Work to be completed: Leaving out every picture, quote the data below exactly as it appears.

##########

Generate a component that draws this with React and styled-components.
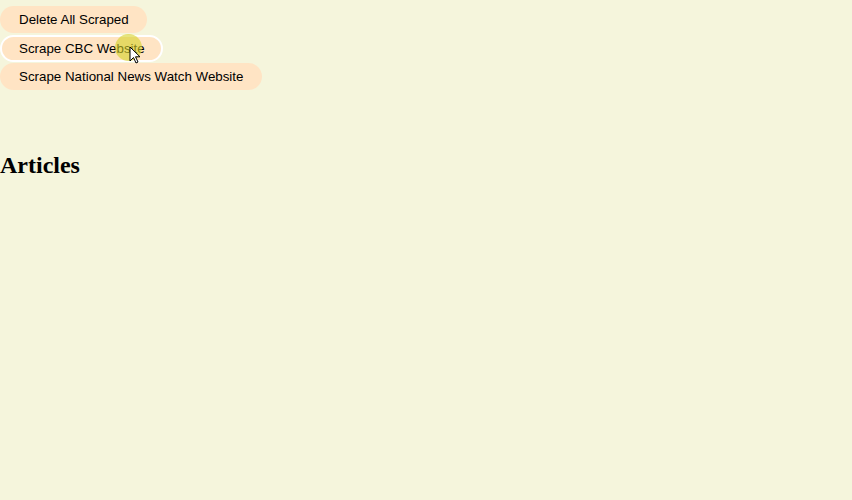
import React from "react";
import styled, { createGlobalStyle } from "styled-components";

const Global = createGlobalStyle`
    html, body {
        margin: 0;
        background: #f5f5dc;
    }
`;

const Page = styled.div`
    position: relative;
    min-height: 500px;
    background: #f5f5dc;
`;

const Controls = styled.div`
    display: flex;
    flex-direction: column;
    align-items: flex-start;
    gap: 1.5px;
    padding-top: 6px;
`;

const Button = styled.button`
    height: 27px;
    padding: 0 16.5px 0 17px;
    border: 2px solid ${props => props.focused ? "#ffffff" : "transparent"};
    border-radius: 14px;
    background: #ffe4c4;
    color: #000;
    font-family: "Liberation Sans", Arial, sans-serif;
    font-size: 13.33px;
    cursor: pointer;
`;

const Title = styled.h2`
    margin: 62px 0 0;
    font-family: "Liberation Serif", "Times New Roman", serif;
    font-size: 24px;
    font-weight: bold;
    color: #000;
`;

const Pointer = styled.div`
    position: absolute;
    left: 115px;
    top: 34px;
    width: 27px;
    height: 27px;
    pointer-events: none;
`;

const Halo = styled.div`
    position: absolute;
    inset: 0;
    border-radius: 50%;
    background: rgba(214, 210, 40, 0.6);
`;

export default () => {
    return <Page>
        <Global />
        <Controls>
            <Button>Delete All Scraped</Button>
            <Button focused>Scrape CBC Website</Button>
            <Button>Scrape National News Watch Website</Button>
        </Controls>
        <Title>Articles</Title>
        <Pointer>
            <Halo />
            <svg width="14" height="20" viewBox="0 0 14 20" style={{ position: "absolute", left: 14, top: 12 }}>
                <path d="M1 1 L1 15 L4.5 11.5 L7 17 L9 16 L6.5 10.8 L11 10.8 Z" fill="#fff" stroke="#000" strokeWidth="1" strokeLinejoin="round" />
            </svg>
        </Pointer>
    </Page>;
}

##########

Solution:
Generate a component that draws this with React and styled-components.
import React from "react";
import styled, { createGlobalStyle } from "styled-components";

const Global = createGlobalStyle`
    html, body {
        margin: 0;
        background: #f5f5dc;
    }
`;

const Page = styled.div`
    position: relative;
    min-height: 500px;
    background: #f5f5dc;
`;

const Controls = styled.div`
    display: flex;
    flex-direction: column;
    align-items: flex-start;
    gap: 1.5px;
    padding-top: 6px;
`;

const Button = styled.button`
    height: 27px;
    padding: 0 16.5px 0 17px;
    border: 2px solid ${props => props.focused ? "#ffffff" : "transparent"};
    border-radius: 14px;
    background: #ffe4c4;
    color: #000;
    font-family: "Liberation Sans", Arial, sans-serif;
    font-size: 13.33px;
    cursor: pointer;
`;

const Title = styled.h2`
    margin: 62px 0 0;
    font-family: "Liberation Serif", "Times New Roman", serif;
    font-size: 24px;
    font-weight: bold;
    color: #000;
`;

const Pointer = styled.div`
    position: absolute;
    left: 115px;
    top: 34px;
    width: 27px;
    height: 27px;
    pointer-events: none;
`;

const Halo = styled.div`
    position: absolute;
    inset: 0;
    border-radius: 50%;
    background: rgba(214, 210, 40, 0.6);
`;

export default () => {
    return <Page>
        <Global />
        <Controls>
            <Button>Delete All Scraped</Button>
            <Button focused>Scrape CBC Website</Button>
            <Button>Scrape National News Watch Website</Button>
        </Controls>
        <Title>Articles</Title>
        <Pointer>
            <Halo />
            <svg width="14" height="20" viewBox="0 0 14 20" style={{ position: "absolute", left: 14, top: 12 }}>
                <path d="M1 1 L1 15 L4.5 11.5 L7 17 L9 16 L6.5 10.8 L11 10.8 Z" fill="#fff" stroke="#000" strokeWidth="1" strokeLinejoin="round" />
            </svg>
        </Pointer>
    </Page>;
}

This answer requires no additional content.